- Task details -
Pictures are excluded. Copy exactly, and only, the lines from the one containing "Generate a component" through the one containing "import React from 'react';", both ends included.

- Given information -
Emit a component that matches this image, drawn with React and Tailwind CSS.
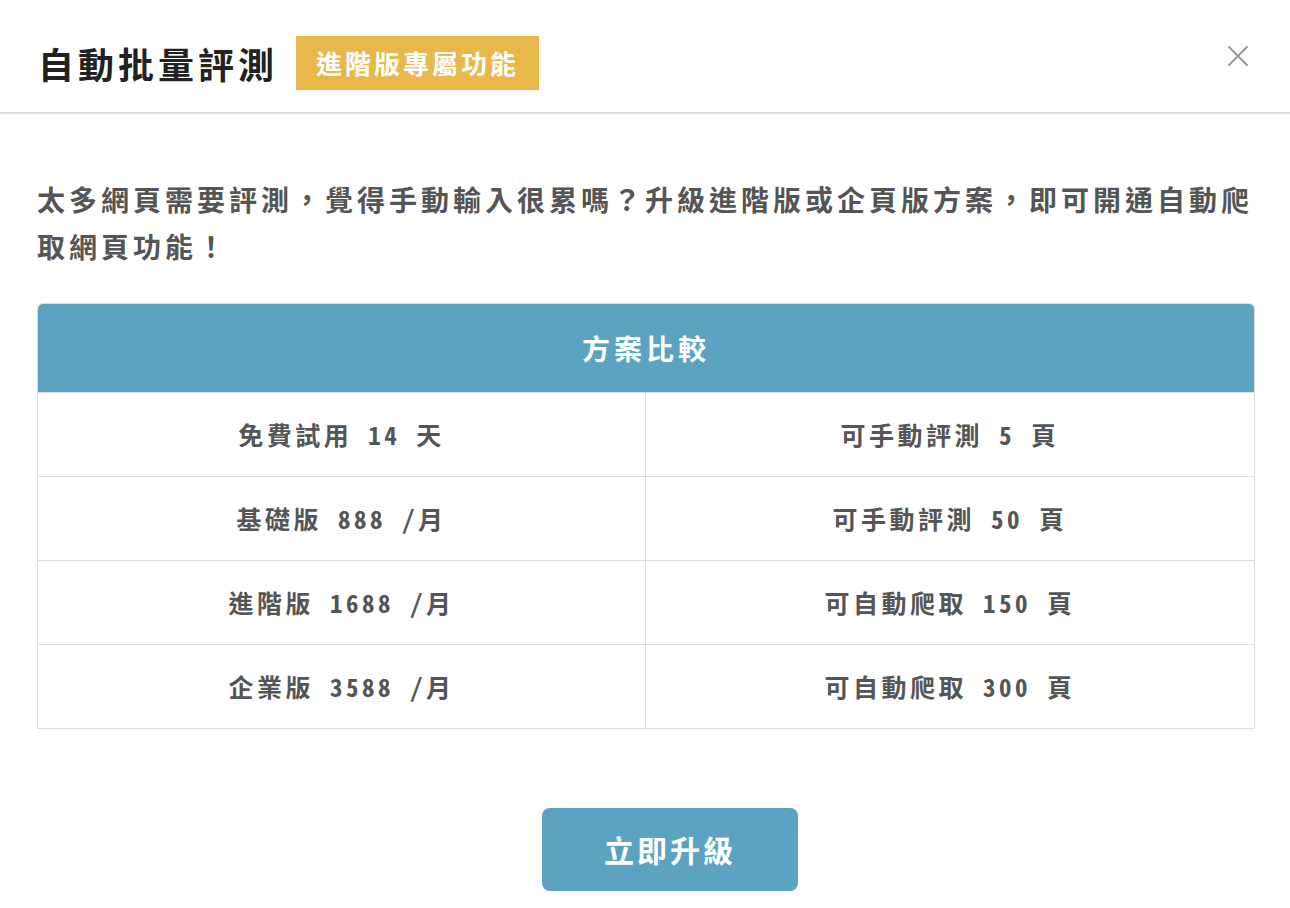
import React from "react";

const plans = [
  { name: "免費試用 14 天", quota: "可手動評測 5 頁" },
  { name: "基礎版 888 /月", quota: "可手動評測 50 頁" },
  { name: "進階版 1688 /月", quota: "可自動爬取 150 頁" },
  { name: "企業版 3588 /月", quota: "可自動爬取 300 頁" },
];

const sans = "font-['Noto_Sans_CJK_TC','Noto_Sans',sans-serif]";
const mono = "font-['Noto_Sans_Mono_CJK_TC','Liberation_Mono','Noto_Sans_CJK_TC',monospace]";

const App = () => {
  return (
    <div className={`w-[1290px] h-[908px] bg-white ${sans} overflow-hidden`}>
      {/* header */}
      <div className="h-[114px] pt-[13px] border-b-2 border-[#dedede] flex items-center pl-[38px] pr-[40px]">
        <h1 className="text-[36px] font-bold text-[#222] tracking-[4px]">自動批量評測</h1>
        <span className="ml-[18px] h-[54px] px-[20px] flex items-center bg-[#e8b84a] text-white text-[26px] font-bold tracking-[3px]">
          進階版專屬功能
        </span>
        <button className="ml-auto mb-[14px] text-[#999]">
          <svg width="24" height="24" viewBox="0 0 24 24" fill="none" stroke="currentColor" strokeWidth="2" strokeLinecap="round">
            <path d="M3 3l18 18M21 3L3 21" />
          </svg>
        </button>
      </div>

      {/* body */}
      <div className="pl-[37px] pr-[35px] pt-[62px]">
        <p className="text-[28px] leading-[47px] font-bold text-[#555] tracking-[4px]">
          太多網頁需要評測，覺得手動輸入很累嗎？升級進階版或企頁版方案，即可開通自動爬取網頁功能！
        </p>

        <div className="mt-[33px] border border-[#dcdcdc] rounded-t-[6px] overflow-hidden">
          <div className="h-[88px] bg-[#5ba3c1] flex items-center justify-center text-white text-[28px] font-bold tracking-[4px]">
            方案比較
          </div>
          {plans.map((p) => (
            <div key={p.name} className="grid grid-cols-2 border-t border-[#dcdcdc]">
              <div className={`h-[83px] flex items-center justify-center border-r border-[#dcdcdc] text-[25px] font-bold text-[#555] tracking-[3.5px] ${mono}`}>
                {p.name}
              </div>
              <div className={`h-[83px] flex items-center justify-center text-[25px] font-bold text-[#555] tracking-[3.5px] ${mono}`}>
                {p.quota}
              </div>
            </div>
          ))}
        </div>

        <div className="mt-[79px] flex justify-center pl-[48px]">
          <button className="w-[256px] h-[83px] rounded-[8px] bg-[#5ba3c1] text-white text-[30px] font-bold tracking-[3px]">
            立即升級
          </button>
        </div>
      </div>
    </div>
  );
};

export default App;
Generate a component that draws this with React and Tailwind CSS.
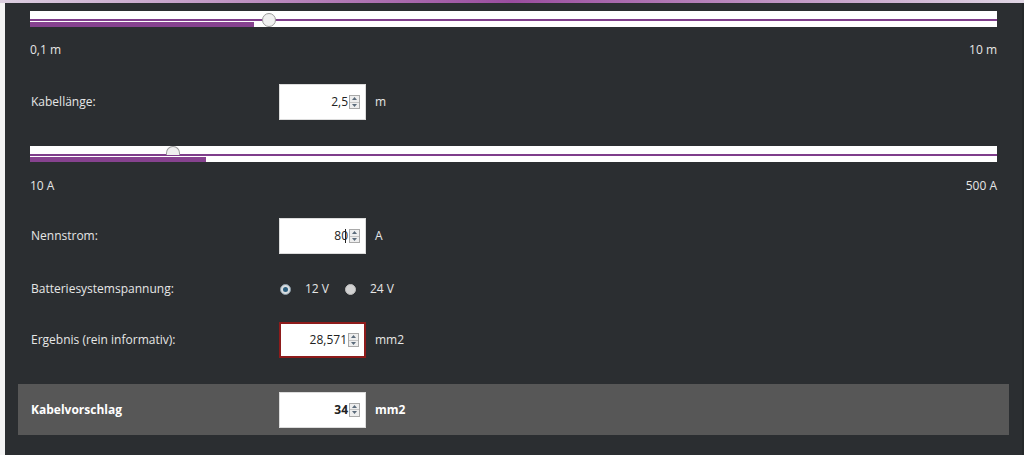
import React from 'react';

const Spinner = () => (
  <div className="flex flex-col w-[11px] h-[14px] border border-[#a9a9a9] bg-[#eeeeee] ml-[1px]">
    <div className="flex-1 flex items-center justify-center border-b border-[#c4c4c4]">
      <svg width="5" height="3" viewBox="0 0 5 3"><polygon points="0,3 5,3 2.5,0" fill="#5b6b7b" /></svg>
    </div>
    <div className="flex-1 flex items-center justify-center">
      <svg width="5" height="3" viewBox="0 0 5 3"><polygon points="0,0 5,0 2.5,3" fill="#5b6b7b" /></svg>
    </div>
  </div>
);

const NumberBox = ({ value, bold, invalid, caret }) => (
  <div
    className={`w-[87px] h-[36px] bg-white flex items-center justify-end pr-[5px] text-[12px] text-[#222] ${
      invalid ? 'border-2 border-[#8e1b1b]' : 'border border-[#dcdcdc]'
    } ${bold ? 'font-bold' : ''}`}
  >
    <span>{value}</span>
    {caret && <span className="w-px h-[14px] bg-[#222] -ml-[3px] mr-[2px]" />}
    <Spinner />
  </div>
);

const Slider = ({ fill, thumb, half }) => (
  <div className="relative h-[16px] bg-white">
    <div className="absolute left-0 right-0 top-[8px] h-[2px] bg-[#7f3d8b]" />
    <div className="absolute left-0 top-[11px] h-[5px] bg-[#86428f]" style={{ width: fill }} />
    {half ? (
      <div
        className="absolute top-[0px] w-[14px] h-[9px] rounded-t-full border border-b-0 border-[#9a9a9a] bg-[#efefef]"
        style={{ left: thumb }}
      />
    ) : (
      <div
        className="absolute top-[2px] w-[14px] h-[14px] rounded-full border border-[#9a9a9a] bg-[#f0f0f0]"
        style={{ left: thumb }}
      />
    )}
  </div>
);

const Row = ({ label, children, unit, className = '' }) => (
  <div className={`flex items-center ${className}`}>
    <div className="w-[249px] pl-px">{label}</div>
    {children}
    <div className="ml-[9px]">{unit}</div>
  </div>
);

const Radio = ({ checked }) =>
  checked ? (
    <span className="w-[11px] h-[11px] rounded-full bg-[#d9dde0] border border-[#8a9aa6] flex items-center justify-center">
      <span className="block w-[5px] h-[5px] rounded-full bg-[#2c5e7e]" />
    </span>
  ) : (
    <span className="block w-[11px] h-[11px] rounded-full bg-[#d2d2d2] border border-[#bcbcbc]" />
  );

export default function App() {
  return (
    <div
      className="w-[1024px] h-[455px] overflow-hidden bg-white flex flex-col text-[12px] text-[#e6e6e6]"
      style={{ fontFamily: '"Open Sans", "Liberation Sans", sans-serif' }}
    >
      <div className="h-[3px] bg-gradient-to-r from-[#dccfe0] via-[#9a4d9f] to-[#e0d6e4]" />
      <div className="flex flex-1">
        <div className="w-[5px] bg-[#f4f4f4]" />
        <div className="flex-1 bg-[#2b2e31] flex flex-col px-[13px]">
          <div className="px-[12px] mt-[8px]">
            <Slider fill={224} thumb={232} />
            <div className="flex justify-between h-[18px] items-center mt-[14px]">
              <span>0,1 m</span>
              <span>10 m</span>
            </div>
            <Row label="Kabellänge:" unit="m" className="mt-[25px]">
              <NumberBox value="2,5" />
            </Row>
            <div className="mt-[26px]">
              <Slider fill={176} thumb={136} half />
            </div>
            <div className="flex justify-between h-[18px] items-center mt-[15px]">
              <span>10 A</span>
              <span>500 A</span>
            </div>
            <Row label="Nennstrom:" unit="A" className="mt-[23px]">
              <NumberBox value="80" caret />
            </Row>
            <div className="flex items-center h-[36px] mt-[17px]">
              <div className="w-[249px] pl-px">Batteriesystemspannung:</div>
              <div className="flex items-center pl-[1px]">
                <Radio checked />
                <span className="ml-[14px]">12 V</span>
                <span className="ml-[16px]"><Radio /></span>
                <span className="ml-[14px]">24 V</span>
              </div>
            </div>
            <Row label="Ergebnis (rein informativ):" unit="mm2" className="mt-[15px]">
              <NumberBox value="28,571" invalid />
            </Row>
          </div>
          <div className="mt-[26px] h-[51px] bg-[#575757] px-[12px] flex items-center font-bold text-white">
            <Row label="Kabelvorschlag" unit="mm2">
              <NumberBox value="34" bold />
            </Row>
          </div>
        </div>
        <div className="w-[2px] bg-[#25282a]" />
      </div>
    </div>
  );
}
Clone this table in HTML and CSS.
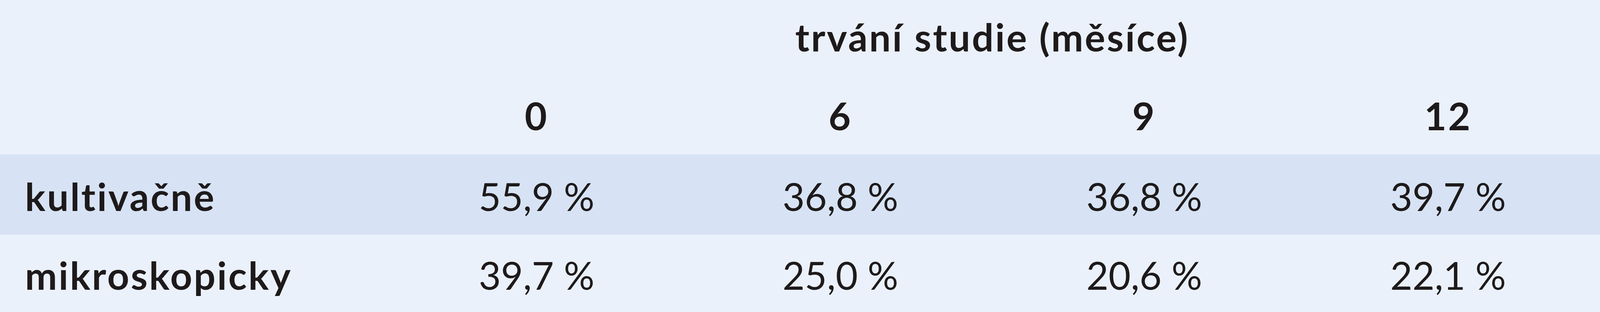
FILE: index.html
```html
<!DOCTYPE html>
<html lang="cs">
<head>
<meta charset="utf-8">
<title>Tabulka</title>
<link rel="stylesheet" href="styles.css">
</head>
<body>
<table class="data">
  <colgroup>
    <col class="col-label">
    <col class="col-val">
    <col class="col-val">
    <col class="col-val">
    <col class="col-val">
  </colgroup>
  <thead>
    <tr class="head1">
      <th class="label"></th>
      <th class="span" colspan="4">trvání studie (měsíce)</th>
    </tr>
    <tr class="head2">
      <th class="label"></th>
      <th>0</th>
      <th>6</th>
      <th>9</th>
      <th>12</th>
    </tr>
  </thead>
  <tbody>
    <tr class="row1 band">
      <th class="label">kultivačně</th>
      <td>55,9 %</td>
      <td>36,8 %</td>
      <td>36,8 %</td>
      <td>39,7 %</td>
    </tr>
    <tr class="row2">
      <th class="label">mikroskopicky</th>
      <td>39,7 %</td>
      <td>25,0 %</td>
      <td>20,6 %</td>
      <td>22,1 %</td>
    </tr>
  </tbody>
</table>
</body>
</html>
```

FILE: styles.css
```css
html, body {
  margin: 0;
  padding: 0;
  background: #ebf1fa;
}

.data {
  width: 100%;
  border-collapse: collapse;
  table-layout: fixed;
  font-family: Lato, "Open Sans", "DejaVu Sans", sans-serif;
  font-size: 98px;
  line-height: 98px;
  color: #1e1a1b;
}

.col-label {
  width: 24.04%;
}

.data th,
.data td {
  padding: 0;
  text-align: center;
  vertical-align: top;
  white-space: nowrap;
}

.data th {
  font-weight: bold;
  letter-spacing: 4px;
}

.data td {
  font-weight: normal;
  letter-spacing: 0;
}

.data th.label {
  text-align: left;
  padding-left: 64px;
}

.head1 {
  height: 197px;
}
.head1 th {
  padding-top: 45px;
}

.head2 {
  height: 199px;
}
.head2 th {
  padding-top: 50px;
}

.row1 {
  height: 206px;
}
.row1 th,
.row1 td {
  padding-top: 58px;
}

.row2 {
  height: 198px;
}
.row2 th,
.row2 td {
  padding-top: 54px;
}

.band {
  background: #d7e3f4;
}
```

- Response to this exercise -
Generate a component that draws this with React and Tailwind CSS.
import React from 'react';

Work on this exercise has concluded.